Government forces used tear gas and water cannons against demonstrators marching along a highway in east Caracas, the Venezuelan Prosecutor General’s office said.

Protesters fought back with rocks and Molotov cocktails.

More than 300 people were injured in Wednesday’s unrest, officials said.

The latest fatality was that of an 18-year-old man struck by a projectile.

Looting broke out for a second straight night in the northern city of Valencia.

In Caracas, at least one protester caught fire when other demonstrators set ablaze a military motorcycle. Another was struck by an armored car.

The clashes broke out after riot police blocked demonstrators from advancing toward government buildings in central Caracas, where Maduro addressed a rally of thousands of his supporters.

The opposition accuses the elected leftist president of maneuvering to strengthen his grip on power. He has for months been resisting calls for a vote on removing him from office as the country staggers under food shortages, a near-crippled state-run economy and one of the world’s highest inflation rates.

Simon Bolivar University student leader Daniel Ascanio told reporters that students would march from campuses around the country to demand “democracy and freedom.”

“We will be joined by unions, homemakers and lawmakers. All sectors of society will mobilize to send a message to Maduro,” Ascanio said.

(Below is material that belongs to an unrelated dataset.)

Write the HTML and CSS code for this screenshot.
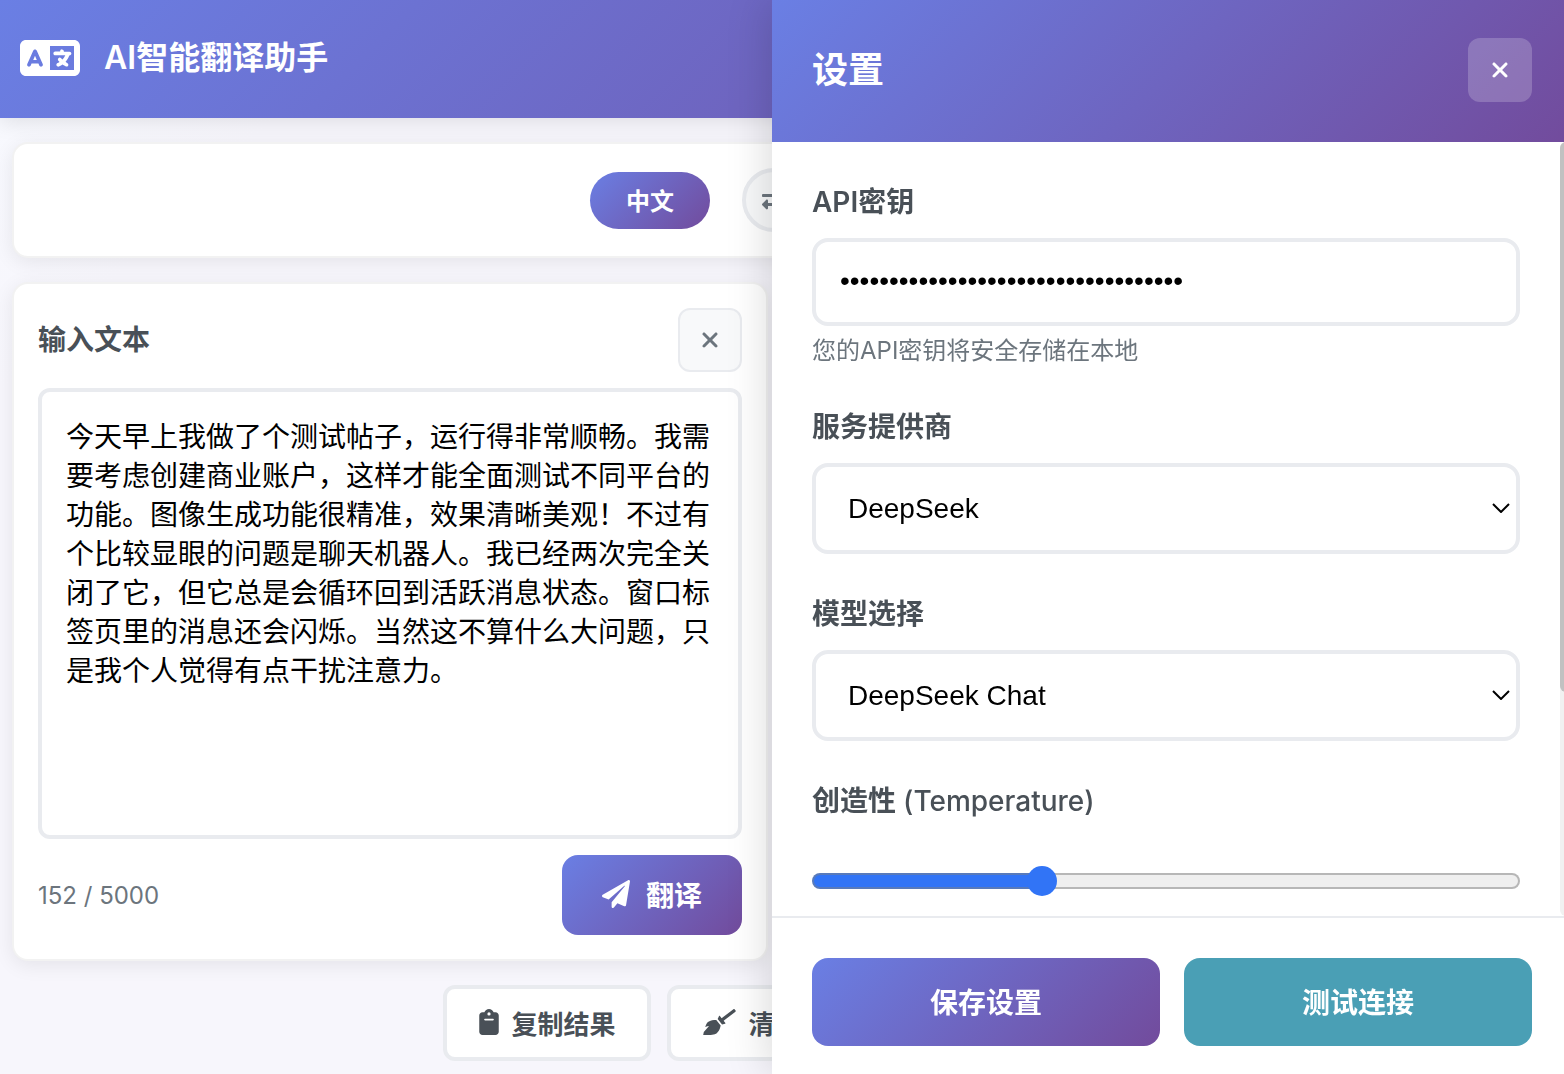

Clouds of gray smoke from tear gas canisters filled the air on Wednesday as police with riot shields and trucks advanced along the highway in eastern Caracas.

Protesters were most recently enraged by the socialist president’s launching of procedures by the Venezuelan National Electoral Council to elect a body to draw up a new constitution.

Private polls indicated that more than 70 percent of those interviewed do not support Maduro, chosen in 2013 to succeed former Venezuelan president Hugo Chavez.

Maduro said the constitutional reform body would not include political parties with seats in the opposition-controlled Venezuelan National Assembly, but representatives of social groups traditionally loyal to him.

As the unrest played out in the streets, powerful pro-Maduro Venezuelan Legislator Diosdado Cabello went on TV to show footage of a jailed opposition leader, Leopoldo Lopez, to show he was alive and to counter rumors he had died in prison.

Maduro’s center-right opponents and some international powers said that the move on the constitution is an attempt to dodge local elections this year and a presidential poll set for late next year.

“It is a fraud by Maduro’s side,” said Miranda Governor Henrique Capriles, the president’s most prominent opponent.